Not only are they collecting data but they are using accusations by police officers that have never been verified using Diffusions through Interpol to justify surveillance that is not legal and then encouraging Infragard and other Citizen Corps to violate laws on the encouragement of authority figures and get away with it due to a lack of surveillance over the millions of dollars given to fight terrorism and to justify future spending. Also see LOVEINT and see how the NSA and some police officers are using the law to promote domestic violence against ex-wives and girlfriends.

Anonymous

The court is not going to enforce it's ruling (which is stated) and law enforcement and intelligent agencies know this. Politicians are not going to stop bulk data collection (they may limit access to it) so what was the point of the law suit? Winning a lawsuit in the U.S. is meaningless when little to nothing changes. The ACLU is becoming less and less effective as the politicians, law enforcement, and government agencies ignore the court[s] rulings.

Thomas Bean

You said it.
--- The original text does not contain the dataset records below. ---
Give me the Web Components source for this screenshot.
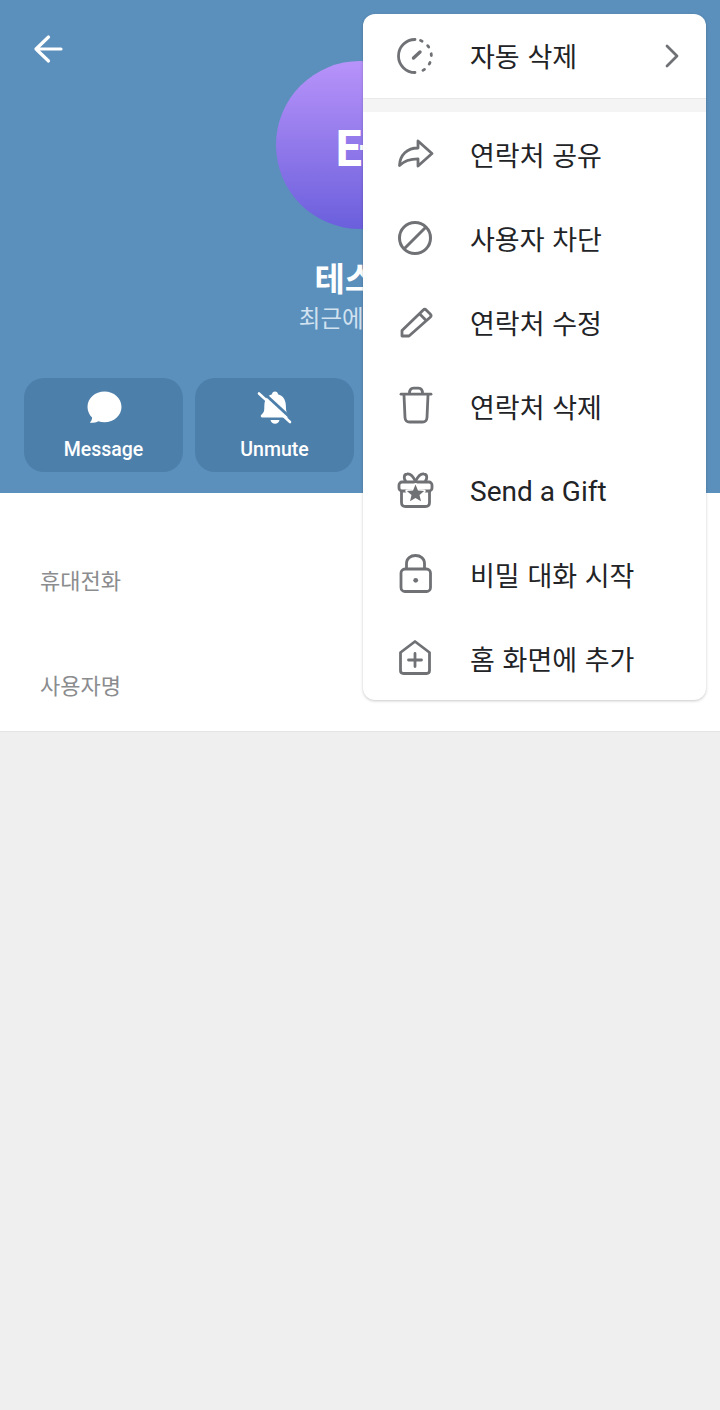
<!DOCTYPE html>
<html lang="ko">
<head>
<meta charset="utf-8">
<title>Profile</title>
<style>
  html, body { margin: 0; background: #efefef; }
  body { font-family: Roboto, "Noto Sans CJK KR", sans-serif; }
</style>
</head>
<body>
<profile-page>
  <profile-header name="테스트" status="최근에 접속함" initials="E-">
    <action-button label="Message">
      <svg viewBox="0 0 40 40" width="40" height="40"><path fill="#fff" d="M20.500 4.600c9.400 0 17 6.800 17 15.300s-7.600 15.300-17 15.300c-2.200 0-4.300-.4-6.200-1-2 1.200-5.200 1.700-8.500 1.500 1.400-1.200 2.200-2.800 2.300-5.100C5.400 27.700 3.500 24 3.500 19.900c0-8.500 7.600-15.300 17-15.300z"/></svg>
    </action-button>
    <action-button label="Unmute">
      <svg viewBox="0 0 40 40" width="40" height="40">
        <path fill="#fff" d="M20 4.500c1.700 0 2.800 1.100 3 2.700 5 1.500 7.500 5.300 7.800 10.500l.3 5.300c.1 2 1.600 3.900 2.800 5.100.8.900.2 2.400-1.100 2.400H7.200c-1.300 0-1.900-1.500-1.100-2.400 1.400-1.500 3-3.100 3.100-5.100l.2-5.300c.3-5.200 2.800-9 7.600-10.500.2-1.600 1.300-2.700 3-2.700z"/>
        <path fill="#fff" d="M15.500 33h9c-.4 2.300-2.200 3.800-4.500 3.800s-4.100-1.500-4.500-3.800z"/>
        <path stroke="#4d7fab" stroke-width="3" d="M6 3.500 38 33"/>
        <path stroke="#fff" stroke-width="2.600" stroke-linecap="round" d="M4 6.500 35 35"/>
      </svg>
    </action-button>
  </profile-header>
  <info-card>
    <info-row label="휴대전화"></info-row>
    <info-row label="사용자명"></info-row>
  </info-card>
  <popup-menu>
    <menu-item label="자동 삭제" chevron>
      <svg viewBox="0 0 44 44" width="44" height="44" fill="none" stroke="#6f7175" stroke-width="2.800" stroke-linecap="round">
        <path d="M22 5.500A16.500 16.500 0 0 0 22 38.500"/>
        <path stroke-dasharray="1.800 7.100" d="M27.500 6.500A16.500 16.500 0 0 1 27.500 37.500"/>
        <path stroke-width="3.400" d="M20.500 24 27 18"/>
      </svg>
    </menu-item>
    <menu-divider></menu-divider>
    <menu-item label="연락처 공유">
      <svg viewBox="0 0 44 44" width="44" height="44" fill="none" stroke="#6f7175" stroke-width="2.800" stroke-linejoin="round">
        <path d="M25 8 39 20.500 25 33V25.800C17 25.800 11.500 27.500 6.500 32.500 7 22 14 15 25 15z"/>
      </svg>
    </menu-item>
    <menu-item label="사용자 차단">
      <svg viewBox="0 0 44 44" width="44" height="44" fill="none" stroke="#6f7175" stroke-width="3">
        <circle cx="22" cy="21" r="15.500"/>
        <path d="M11 32 33 10"/>
      </svg>
    </menu-item>
    <menu-item label="연락처 수정">
      <svg viewBox="0 0 44 44" width="44" height="44" fill="none" stroke="#6f7175" stroke-width="2.800" stroke-linejoin="round">
        <path d="M9 35V29.500L30 9.200c1-1 2.400-1 3.400 0l3.800 3.700c1 1 1 2.400 0 3.400L16 35z"/>
        <path d="M26.500 12.800 33.700 20"/>
      </svg>
    </menu-item>
    <menu-item label="연락처 삭제">
      <svg viewBox="0 0 44 44" width="44" height="44" fill="none" stroke="#6f7175" stroke-width="2.800" stroke-linecap="round" stroke-linejoin="round">
        <path d="M8 9.200H38"/>
        <path d="M16.500 8.500C16.500 4.500 18 3.200 20.500 3.200h5C28 3.200 29.500 4.500 29.500 8.500"/>
        <path d="M11 10 12 32.500C12.200 35.500 13.800 37 16.500 37h13c2.700 0 4.300-1.500 4.500-4.500L35 10"/>
      </svg>
    </menu-item>
    <menu-item label="Send a Gift" latin>
      <svg viewBox="0 0 44 44" width="44" height="44" fill="none" stroke="#6f7175" stroke-width="2.800" stroke-linejoin="round">
        <rect x="6" y="13" width="33" height="9" rx="3"/>
        <path d="M8.500 22V33.500C8.500 36 10 37.500 12.500 37.500H32.500C35 37.500 36.500 36 36.500 33.500V22"/>
        <path d="M22.500 12.500C20 7 17 4.500 14 5 10.500 5.500 10.500 10 13 12.500M22.500 12.500C25 7 28 4.500 31 5 34.500 5.500 34.500 10 32 12.500"/>
        <path fill="#6f7175" stroke="#fff" stroke-width="3" paint-order="stroke" d="M22.500 15.500 25 21.500 31.200 22 26.500 26.100 28 32.200 22.500 29 17 32.200 18.500 26.100 13.800 22 20 21.500z"/>
      </svg>
    </menu-item>
    <menu-item label="비밀 대화 시작">
      <svg viewBox="0 0 44 44" width="44" height="44" fill="none" stroke="#6f7175" stroke-width="2.800">
        <rect x="8" y="16" width="29.500" height="22.500" rx="4"/>
        <path d="M13.500 16V10.500C13.500 5.500 17.500 2.500 22.500 2.500S31.500 5.500 31.500 10.500V16"/>
        <circle cx="22.700" cy="27.300" r="2.400" fill="#6f7175" stroke="none"/>
      </svg>
    </menu-item>
    <menu-item label="홈 화면에 추가">
      <svg viewBox="0 0 44 44" width="44" height="44" fill="none" stroke="#6f7175" stroke-width="2.800" stroke-linejoin="round" stroke-linecap="round">
        <path d="M22 4.500 7.500 15.500V33.500C7.500 35.500 8.500 36.500 10.500 36.500H33.500C35.500 36.500 36.500 35.500 36.500 33.500V15.500z"/>
        <path d="M22 16.500V29.500M15.500 23H28.500"/>
      </svg>
    </menu-item>
  </popup-menu>
</profile-page>

<script>
class ProfilePage extends HTMLElement {
  constructor() {
    super();
    this.attachShadow({ mode: "open" }).innerHTML = `
      <style>
        :host { display: block; position: relative; width: 720px; height: 1410px; overflow: hidden; background: #efefef; }
      </style>
      <slot></slot>
    `;
  }
}

class ProfileHeader extends HTMLElement {
  constructor() {
    super();
    const name = this.getAttribute("name");
    const status = this.getAttribute("status");
    const initials = this.getAttribute("initials");
    this.attachShadow({ mode: "open" }).innerHTML = `
      <style>
        :host { display: block; background: #5b8fbc; color: #fff; padding-bottom: 21px; }
        .bar { height: 61px; padding-left: 28px; box-sizing: border-box; padding-top: 29px; }
        .bar svg { display: block; }
        .who { display: flex; flex-direction: column; align-items: center; }
        .avatar {
          width: 168px; height: 168px; border-radius: 50%; box-sizing: border-box; padding-right: 16px;
          background: linear-gradient(#b893fa, #6b5fdc);
          display: flex; align-items: center; justify-content: center;
          font: 700 48px "Noto Sans CJK KR", sans-serif; letter-spacing: -6px;
        }
        .name { margin-top: 27px; font: 700 33px/42px "Noto Sans CJK KR", sans-serif; }
        .status { margin-top: 4px; padding-left: 14px; font: 400 23.500px/30px "Noto Sans CJK KR", sans-serif; color: #d2e2f0; }
        .actions { display: grid; grid-template-columns: repeat(4, 159px); gap: 12px; padding: 46px 24px 0; }
      </style>
      <div class="bar">
        <svg viewBox="0 0 40 40" width="40" height="40" fill="none" stroke="#fff" stroke-width="3.200" stroke-linecap="round" stroke-linejoin="round">
          <path d="M8 20H33M20.500 8 8 20 20.500 32"/>
        </svg>
      </div>
      <div class="who">
        <div class="avatar">${initials}</div>
        <div class="name">${name}</div>
        <div class="status">${status}</div>
      </div>
      <div class="actions"><slot></slot></div>
    `;
  }
}

class ActionButton extends HTMLElement {
  constructor() {
    super();
    this.attachShadow({ mode: "open" }).innerHTML = `
      <style>
        :host { display: flex; flex-direction: column; align-items: center; height: 94px; box-sizing: border-box; padding-top: 9px; border-radius: 20px; background: #4d7fab; color: #fff; }
        ::slotted(svg) { display: block; }
        .label { margin-top: 10px; font: 500 19.500px/26px Roboto, sans-serif; }
      </style>
      <slot></slot>
      <div class="label">${this.getAttribute("label")}</div>
    `;
  }
}

class InfoCard extends HTMLElement {
  constructor() {
    super();
    this.attachShadow({ mode: "open" }).innerHTML = `
      <style>
        :host { display: flex; flex-direction: column; gap: 83px; padding: 75px 40px 36px; background: #fff; border-bottom: 1px solid #e4e4e4; }
      </style>
      <slot></slot>
    `;
  }
}

class InfoRow extends HTMLElement {
  constructor() {
    super();
    this.attachShadow({ mode: "open" }).innerHTML = `
      <style>
        :host { display: block; font: 400 22px/22px "Noto Sans CJK KR", sans-serif; color: #8b8c8e; }
      </style>
      ${this.getAttribute("label")}
    `;
  }
}

class PopupMenu extends HTMLElement {
  constructor() {
    super();
    this.attachShadow({ mode: "open" }).innerHTML = `
      <style>
        :host { position: absolute; left: 363px; top: 14px; width: 343px; height: 686px; display: block; background: #fff; border-radius: 12px; overflow: hidden; box-shadow: 0 1px 3px rgba(0, 0, 0, .22); }
      </style>
      <slot></slot>
    `;
  }
}

class MenuDivider extends HTMLElement {
  constructor() {
    super();
    this.attachShadow({ mode: "open" }).innerHTML = `
      <style>
        :host { display: block; height: 14px; margin-bottom: 1px; box-sizing: border-box; background: #f4f4f5; border-top: 1px solid #e9e9ea; }
      </style>
    `;
  }
}

class MenuItem extends HTMLElement {
  constructor() {
    super();
    // the latin label runs a bit larger than the hangul ones in the reference
    const latin = this.hasAttribute("latin");
    const chevron = this.hasAttribute("chevron") ? `
      <svg class="chev" viewBox="0 0 20 28" width="20" height="28" fill="none" stroke="#6f7175" stroke-width="2.800" stroke-linecap="round" stroke-linejoin="round">
        <path d="M5 4 15 14 5 24"/>
      </svg>` : "";
    this.attachShadow({ mode: "open" }).innerHTML = `
      <style>
        :host { display: flex; align-items: center; height: 84px; padding-left: 30px; color: #222326; }
        ::slotted(svg) { display: block; flex: none; }
        .label {
          margin-left: 33px; padding-top: ${latin ? 2 : 4}px; flex: 1;
          font: 400 ${latin ? 28 : 27}px/36px Roboto, "Noto Sans CJK KR", sans-serif;
          word-spacing: ${latin ? 0 : 1}px; white-space: nowrap;
        }
        .chev { margin-right: 24px; }
      </style>
      <slot></slot>
      <div class="label">${this.getAttribute("label")}</div>
      ${chevron}
    `;
  }
}

customElements.define("profile-page", ProfilePage);
customElements.define("profile-header", ProfileHeader);
customElements.define("action-button", ActionButton);
customElements.define("info-card", InfoCard);
customElements.define("info-row", InfoRow);
customElements.define("popup-menu", PopupMenu);
customElements.define("menu-divider", MenuDivider);
customElements.define("menu-item", MenuItem);
</script>
</body>
</html>
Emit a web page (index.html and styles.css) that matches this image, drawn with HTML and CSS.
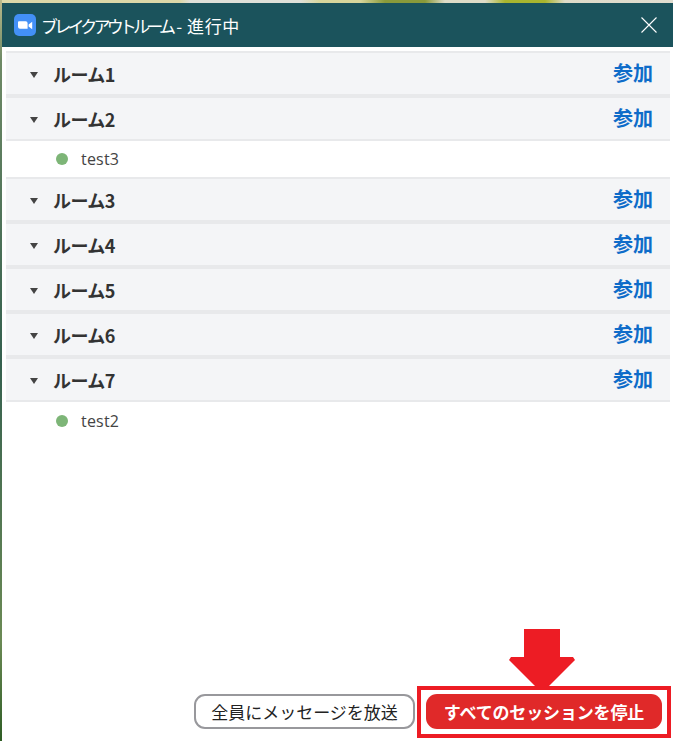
FILE: index.html
```html
<!DOCTYPE html>
<html lang="ja">
<head>
<meta charset="utf-8">
<title>ブレイクアウトルーム</title>
<link rel="stylesheet" href="styles.css">
</head>
<body>
<div class="window">
  <header class="titlebar">
    <svg class="logo" viewBox="0 0 22 22" width="22" height="22"><rect width="22" height="22" rx="5" fill="#4390f6"/><path d="M4 8.2a1 1 0 0 1 1-1h6.600a2 2 0 0 1 2 2v5.600H6a2 2 0 0 1-2-2zM14.600 10.600l3.600-2.800v7.400l-3.600-2.800z" fill="#fff"/></svg>
    <span class="title"><span class="kana">ブレイクアウトルーム</span>- 進行中</span>
    <svg class="close" viewBox="0 0 16 16" width="16" height="16"><path d="M.5.5l15 15M15.500.5l-15 15" stroke="#fff" stroke-width="1.1" fill="none"/></svg>
  </header>
  <main class="rooms">
    <section class="room first"><span class="caret"></span><span class="name">ルーム1</span><a class="join">参加</a></section>
    <section class="room open"><span class="caret"></span><span class="name">ルーム2</span><a class="join">参加</a></section>
    <div class="member bordered"><span class="dot"></span><span>test3</span></div>
    <section class="room"><span class="caret"></span><span class="name">ルーム3</span><a class="join">参加</a></section>
    <section class="room"><span class="caret"></span><span class="name">ルーム4</span><a class="join">参加</a></section>
    <section class="room"><span class="caret"></span><span class="name">ルーム5</span><a class="join">参加</a></section>
    <section class="room"><span class="caret"></span><span class="name">ルーム6</span><a class="join">参加</a></section>
    <section class="room open"><span class="caret"></span><span class="name">ルーム7</span><a class="join">参加</a></section>
    <div class="member"><span class="dot"></span><span>test2</span></div>
  </main>
  <footer class="actions">
    <button class="btn outline">全員にメッセージを放送</button>
    <button class="btn danger">すべてのセッションを停止</button>
  </footer>
</div>
<div class="callout-box"></div>
<svg class="callout-arrow" viewBox="0 0 66 57" width="66" height="57"><path d="M15 0h36v28h13l2 3-26 26H26L0 31l2-3h13z" fill="#ed1c24"/></svg>
</body>
</html>
```
FILE: styles.css
```css
* { box-sizing: border-box; }
html, body { margin: 0; height: 100%; }
body {
  position: relative;
  overflow: hidden;
  width: 673px;
  height: 741px;
  padding-top: 3px;
  padding-left: 2px;
  background:
    linear-gradient(180deg, #b9b98a 0, #6f8a66 60px, #35604f 360px, #6b8a55 640px, #2f5d25 741px) left top / 2px 100% no-repeat,
    linear-gradient(90deg, #dcd8a8 0, #dcd8a8 180px, #dfe0d8 190px, #dfe0d8 300px, #d8d69c 320px, #d8d69c 360px, #8a9a3a 385px, #8a9a3a 425px, #dedcc8 445px, #dedcc8 485px, #a9b52e 505px, #a9b52e 545px, #dedbc8 565px, #e0ddd0 100%);
  font-family: "Noto Sans CJK JP", "Noto Sans", sans-serif;
}
.window {
  display: flex;
  flex-direction: column;
  height: 738px;
  background: #fff;
}
.titlebar {
  display: flex;
  align-items: center;
  flex: none;
  height: 44px;
  padding: 0 16px 0 12px;
  background: #1b535c;
  color: #fff;
}
.logo { flex: none; margin-right: 5px; }
.title { flex: 1; font-size: 17px; line-height: 1; white-space: nowrap; letter-spacing: .6px; }
.kana { letter-spacing: -3.800px; margin-right: 4px; }
.close { flex: none; }
.rooms { flex: 1; padding: 4px 3px 0 4px; }
.room {
  display: flex;
  align-items: center;
  height: 45px;
  padding: 0 18px 0 24px;
  background: #f4f5f7;
  border-bottom: 4px solid #e8e9eb;
}
.room.first { height: 47px; border-top: 2px solid #e8e9eb; }
.room.open { height: 43px; border-bottom-width: 2px; }
.caret {
  flex: none;
  width: 0;
  height: 0;
  margin: 2px 15px 0 0;
  border-top: 6px solid #444;
  border-left: 4.500px solid transparent;
  border-right: 4.500px solid transparent;
}
.name { flex: 1; font-size: 18px; font-weight: 700; color: #333; letter-spacing: -.6px; line-height: 1; }
.join { font-size: 20px; font-weight: 600; color: #0e6cc9; line-height: 1; margin: 0 -1px 1px 0; }
.member {
  display: flex;
  align-items: center;
  height: 38px;
  padding: 0 0 0 50px;
  font-family: "Open Sans", "Noto Sans", sans-serif;
  font-size: 16px;
  letter-spacing: .2px;
  color: #444;
}
.member.bordered { border-bottom: 2px solid #e8e9eb; }
.dot {
  flex: none;
  width: 12px;
  height: 12px;
  margin-right: 13px;
  border-radius: 50%;
  background: #7db577;
}
.actions {
  display: flex;
  flex: none;
  justify-content: flex-end;
  gap: 11px;
  padding: 0 11px 12px 0;
}
.btn {
  height: 35px;
  padding: 0;
  border-radius: 11px;
  font-family: inherit;
  font-size: 17px;
  line-height: 1;
  white-space: nowrap;
}
.outline { width: 221px; background: #fff; border: 2px solid #98989c; color: #222; }
.danger { width: 236px; background: #e02929; border: none; color: #fff; font-weight: 700; letter-spacing: -.15px; }
.callout-box {
  position: absolute;
  left: 417px;
  top: 686px;
  width: 254px;
  height: 52px;
  border: 4px solid #ed1c24;
}
.callout-arrow { position: absolute; left: 509px; top: 629px; }
```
Courts have no interest or ability to enforce their rulings: it's hoped that the police state actors know and follow such rulings. For the longest time, you needed a warrant to breakin, search, seize: in my case (not appreciated by several ACLU offices) from 1986-2016, I've never been given notice of any illegal searches, or seizures. The cops have figured out how to abuse state secrets to create a protected secret surveillance run by contractors and civilians. The info is illegally disseminated, and sting operations are run by cops who never acknowledge "who, what, when, where, how" they got the tainted info. Somehow, charges are plea bargained based on compartmentalized Brady Violations. The entire surveillance file (including secret contract surveillance files) are supposed to be discoverable, but...that requires notice. There is no notice from cops or prosecutors: they've been protecting community policing (gang stalking) since 1986. Those are issues I wanted ACLU to look at: ACLU offices from several states, wouldn't and couldn't communicate anything other than the knee jerk "sorry, not interested"? There is no more incompetent group of well meaning-do nothing lawyers, then the ACLU in every state and at HQ. They miss the biggest cases: secret assassination of my known associates after I signed and sent the DOJ OIG complaint that Thomas Tamm heard about...leading to the NSA TSP admission-scandal. ACLU Nat Sec, and state offices...would not conduct an interview for 10 minutes of their time??????????????!!!!!!!!!!!!!!!!!

B.J. Rassam

It's interesting to listen to and read the comments on both sides. We all want security and protection of the populace, but at what cost? From a laymen's perspective, you hope that those attorneys arguing these matters (and their backers) are coming from a good and genuine place, and not using these seemingly reasonable arguments to cover for their more nefarious intent.